- **What you need to do**:
With the pictures left out, copy the listing below exactly.

□ □ □ □ □ □ □

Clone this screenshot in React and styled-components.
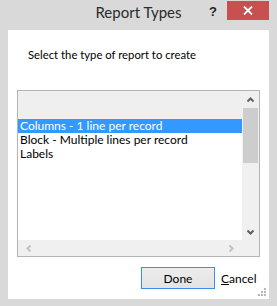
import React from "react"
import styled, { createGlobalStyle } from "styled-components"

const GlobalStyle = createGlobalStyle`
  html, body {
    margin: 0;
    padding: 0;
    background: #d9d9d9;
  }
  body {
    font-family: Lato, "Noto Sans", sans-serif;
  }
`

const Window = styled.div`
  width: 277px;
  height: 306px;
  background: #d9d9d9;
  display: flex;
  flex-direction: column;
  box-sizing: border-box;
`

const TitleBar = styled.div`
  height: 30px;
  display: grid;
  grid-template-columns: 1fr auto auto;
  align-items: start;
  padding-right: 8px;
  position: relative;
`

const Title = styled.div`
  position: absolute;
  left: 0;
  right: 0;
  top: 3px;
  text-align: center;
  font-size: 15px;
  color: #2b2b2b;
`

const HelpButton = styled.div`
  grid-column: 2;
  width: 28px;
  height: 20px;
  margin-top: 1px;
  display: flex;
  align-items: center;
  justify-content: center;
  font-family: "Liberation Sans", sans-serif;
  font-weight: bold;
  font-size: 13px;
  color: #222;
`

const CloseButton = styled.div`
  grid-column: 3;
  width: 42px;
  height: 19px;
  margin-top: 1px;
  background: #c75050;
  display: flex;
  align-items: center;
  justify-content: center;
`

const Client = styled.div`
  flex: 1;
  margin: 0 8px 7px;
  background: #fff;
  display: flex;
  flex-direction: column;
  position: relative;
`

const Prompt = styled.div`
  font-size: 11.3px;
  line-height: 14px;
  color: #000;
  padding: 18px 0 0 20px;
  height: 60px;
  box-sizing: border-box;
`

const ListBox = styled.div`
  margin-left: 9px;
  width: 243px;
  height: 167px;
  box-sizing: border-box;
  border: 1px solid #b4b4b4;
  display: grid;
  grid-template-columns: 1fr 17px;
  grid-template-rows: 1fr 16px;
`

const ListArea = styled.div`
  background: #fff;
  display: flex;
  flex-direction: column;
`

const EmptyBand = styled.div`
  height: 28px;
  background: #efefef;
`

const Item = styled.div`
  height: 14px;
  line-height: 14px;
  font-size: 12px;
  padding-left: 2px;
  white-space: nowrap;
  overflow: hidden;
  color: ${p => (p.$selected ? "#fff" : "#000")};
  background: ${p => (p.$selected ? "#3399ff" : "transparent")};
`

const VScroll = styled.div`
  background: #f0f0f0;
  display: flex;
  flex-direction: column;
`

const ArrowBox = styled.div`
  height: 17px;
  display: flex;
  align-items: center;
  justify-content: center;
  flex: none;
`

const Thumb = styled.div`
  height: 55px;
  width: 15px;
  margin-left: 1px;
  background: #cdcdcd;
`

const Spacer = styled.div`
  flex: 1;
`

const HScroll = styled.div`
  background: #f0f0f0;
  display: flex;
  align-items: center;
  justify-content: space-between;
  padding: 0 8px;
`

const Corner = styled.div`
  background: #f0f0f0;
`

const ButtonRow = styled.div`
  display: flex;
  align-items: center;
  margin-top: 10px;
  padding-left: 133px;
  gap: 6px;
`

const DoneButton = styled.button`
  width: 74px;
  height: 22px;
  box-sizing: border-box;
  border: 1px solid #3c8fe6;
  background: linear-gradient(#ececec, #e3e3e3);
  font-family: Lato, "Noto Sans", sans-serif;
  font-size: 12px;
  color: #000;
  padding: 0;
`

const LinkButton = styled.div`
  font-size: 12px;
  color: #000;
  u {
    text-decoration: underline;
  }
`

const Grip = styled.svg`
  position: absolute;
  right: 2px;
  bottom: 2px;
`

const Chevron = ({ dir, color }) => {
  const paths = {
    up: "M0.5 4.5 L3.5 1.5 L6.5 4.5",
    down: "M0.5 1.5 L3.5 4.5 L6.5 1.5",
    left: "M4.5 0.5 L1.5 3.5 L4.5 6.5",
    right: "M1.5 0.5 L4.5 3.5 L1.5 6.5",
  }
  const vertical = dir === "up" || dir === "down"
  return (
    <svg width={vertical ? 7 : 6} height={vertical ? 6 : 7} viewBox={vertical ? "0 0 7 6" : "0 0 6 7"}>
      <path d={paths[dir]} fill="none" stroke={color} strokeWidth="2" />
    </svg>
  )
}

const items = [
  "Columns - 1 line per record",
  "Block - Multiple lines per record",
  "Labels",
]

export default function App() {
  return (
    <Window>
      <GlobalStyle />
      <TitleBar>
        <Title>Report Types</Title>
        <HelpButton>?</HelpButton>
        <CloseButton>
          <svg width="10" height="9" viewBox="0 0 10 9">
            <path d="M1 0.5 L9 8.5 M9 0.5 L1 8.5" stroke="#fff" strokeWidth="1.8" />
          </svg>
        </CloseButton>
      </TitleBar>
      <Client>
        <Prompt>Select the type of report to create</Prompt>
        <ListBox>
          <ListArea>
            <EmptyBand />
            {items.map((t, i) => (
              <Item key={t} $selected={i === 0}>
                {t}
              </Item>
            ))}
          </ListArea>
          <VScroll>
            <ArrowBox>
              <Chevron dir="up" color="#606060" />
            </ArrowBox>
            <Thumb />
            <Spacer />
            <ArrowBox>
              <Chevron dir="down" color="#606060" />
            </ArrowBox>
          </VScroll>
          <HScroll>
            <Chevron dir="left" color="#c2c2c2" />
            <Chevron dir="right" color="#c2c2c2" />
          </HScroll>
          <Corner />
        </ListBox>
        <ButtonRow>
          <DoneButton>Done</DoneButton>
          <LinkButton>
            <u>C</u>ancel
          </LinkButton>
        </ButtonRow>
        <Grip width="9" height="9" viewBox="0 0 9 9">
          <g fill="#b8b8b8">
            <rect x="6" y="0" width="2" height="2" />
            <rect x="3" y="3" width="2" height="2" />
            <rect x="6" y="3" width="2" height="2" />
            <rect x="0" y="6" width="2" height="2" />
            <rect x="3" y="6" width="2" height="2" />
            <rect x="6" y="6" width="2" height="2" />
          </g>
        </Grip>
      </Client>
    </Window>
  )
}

□ □ □ □ □ □ □

- **Response for this exercise**:
Clone this screenshot in React and styled-components.
import React from "react"
import styled, { createGlobalStyle } from "styled-components"

const GlobalStyle = createGlobalStyle`
  html, body {
    margin: 0;
    padding: 0;
    background: #d9d9d9;
  }
  body {
    font-family: Lato, "Noto Sans", sans-serif;
  }
`

const Window = styled.div`
  width: 277px;
  height: 306px;
  background: #d9d9d9;
  display: flex;
  flex-direction: column;
  box-sizing: border-box;
`

const TitleBar = styled.div`
  height: 30px;
  display: grid;
  grid-template-columns: 1fr auto auto;
  align-items: start;
  padding-right: 8px;
  position: relative;
`

const Title = styled.div`
  position: absolute;
  left: 0;
  right: 0;
  top: 3px;
  text-align: center;
  font-size: 15px;
  color: #2b2b2b;
`

const HelpButton = styled.div`
  grid-column: 2;
  width: 28px;
  height: 20px;
  margin-top: 1px;
  display: flex;
  align-items: center;
  justify-content: center;
  font-family: "Liberation Sans", sans-serif;
  font-weight: bold;
  font-size: 13px;
  color: #222;
`

const CloseButton = styled.div`
  grid-column: 3;
  width: 42px;
  height: 19px;
  margin-top: 1px;
  background: #c75050;
  display: flex;
  align-items: center;
  justify-content: center;
`

const Client = styled.div`
  flex: 1;
  margin: 0 8px 7px;
  background: #fff;
  display: flex;
  flex-direction: column;
  position: relative;
`

const Prompt = styled.div`
  font-size: 11.3px;
  line-height: 14px;
  color: #000;
  padding: 18px 0 0 20px;
  height: 60px;
  box-sizing: border-box;
`

const ListBox = styled.div`
  margin-left: 9px;
  width: 243px;
  height: 167px;
  box-sizing: border-box;
  border: 1px solid #b4b4b4;
  display: grid;
  grid-template-columns: 1fr 17px;
  grid-template-rows: 1fr 16px;
`

const ListArea = styled.div`
  background: #fff;
  display: flex;
  flex-direction: column;
`

const EmptyBand = styled.div`
  height: 28px;
  background: #efefef;
`

const Item = styled.div`
  height: 14px;
  line-height: 14px;
  font-size: 12px;
  padding-left: 2px;
  white-space: nowrap;
  overflow: hidden;
  color: ${p => (p.$selected ? "#fff" : "#000")};
  background: ${p => (p.$selected ? "#3399ff" : "transparent")};
`

const VScroll = styled.div`
  background: #f0f0f0;
  display: flex;
  flex-direction: column;
`

const ArrowBox = styled.div`
  height: 17px;
  display: flex;
  align-items: center;
  justify-content: center;
  flex: none;
`

const Thumb = styled.div`
  height: 55px;
  width: 15px;
  margin-left: 1px;
  background: #cdcdcd;
`

const Spacer = styled.div`
  flex: 1;
`

const HScroll = styled.div`
  background: #f0f0f0;
  display: flex;
  align-items: center;
  justify-content: space-between;
  padding: 0 8px;
`

const Corner = styled.div`
  background: #f0f0f0;
`

const ButtonRow = styled.div`
  display: flex;
  align-items: center;
  margin-top: 10px;
  padding-left: 133px;
  gap: 6px;
`

const DoneButton = styled.button`
  width: 74px;
  height: 22px;
  box-sizing: border-box;
  border: 1px solid #3c8fe6;
  background: linear-gradient(#ececec, #e3e3e3);
  font-family: Lato, "Noto Sans", sans-serif;
  font-size: 12px;
  color: #000;
  padding: 0;
`

const LinkButton = styled.div`
  font-size: 12px;
  color: #000;
  u {
    text-decoration: underline;
  }
`

const Grip = styled.svg`
  position: absolute;
  right: 2px;
  bottom: 2px;
`

const Chevron = ({ dir, color }) => {
  const paths = {
    up: "M0.5 4.5 L3.5 1.5 L6.5 4.5",
    down: "M0.5 1.5 L3.5 4.5 L6.5 1.5",
    left: "M4.5 0.5 L1.5 3.5 L4.5 6.5",
    right: "M1.5 0.5 L4.5 3.5 L1.5 6.5",
  }
  const vertical = dir === "up" || dir === "down"
  return (
    <svg width={vertical ? 7 : 6} height={vertical ? 6 : 7} viewBox={vertical ? "0 0 7 6" : "0 0 6 7"}>
      <path d={paths[dir]} fill="none" stroke={color} strokeWidth="2" />
    </svg>
  )
}

const items = [
  "Columns - 1 line per record",
  "Block - Multiple lines per record",
  "Labels",
]

export default function App() {
  return (
    <Window>
      <GlobalStyle />
      <TitleBar>
        <Title>Report Types</Title>
        <HelpButton>?</HelpButton>
        <CloseButton>
          <svg width="10" height="9" viewBox="0 0 10 9">
            <path d="M1 0.5 L9 8.5 M9 0.5 L1 8.5" stroke="#fff" strokeWidth="1.8" />
          </svg>
        </CloseButton>
      </TitleBar>
      <Client>
        <Prompt>Select the type of report to create</Prompt>
        <ListBox>
          <ListArea>
            <EmptyBand />
            {items.map((t, i) => (
              <Item key={t} $selected={i === 0}>
                {t}
              </Item>
            ))}
          </ListArea>
          <VScroll>
            <ArrowBox>
              <Chevron dir="up" color="#606060" />
            </ArrowBox>
            <Thumb />
            <Spacer />
            <ArrowBox>
              <Chevron dir="down" color="#606060" />
            </ArrowBox>
          </VScroll>
          <HScroll>
            <Chevron dir="left" color="#c2c2c2" />
            <Chevron dir="right" color="#c2c2c2" />
          </HScroll>
          <Corner />
        </ListBox>
        <ButtonRow>
          <DoneButton>Done</DoneButton>
          <LinkButton>
            <u>C</u>ancel
          </LinkButton>
        </ButtonRow>
        <Grip width="9" height="9" viewBox="0 0 9 9">
          <g fill="#b8b8b8">
            <rect x="6" y="0" width="2" height="2" />
            <rect x="3" y="3" width="2" height="2" />
            <rect x="6" y="3" width="2" height="2" />
            <rect x="0" y="6" width="2" height="2" />
            <rect x="3" y="6" width="2" height="2" />
            <rect x="6" y="6" width="2" height="2" />
          </g>
        </Grip>
      </Client>
    </Window>
  )
}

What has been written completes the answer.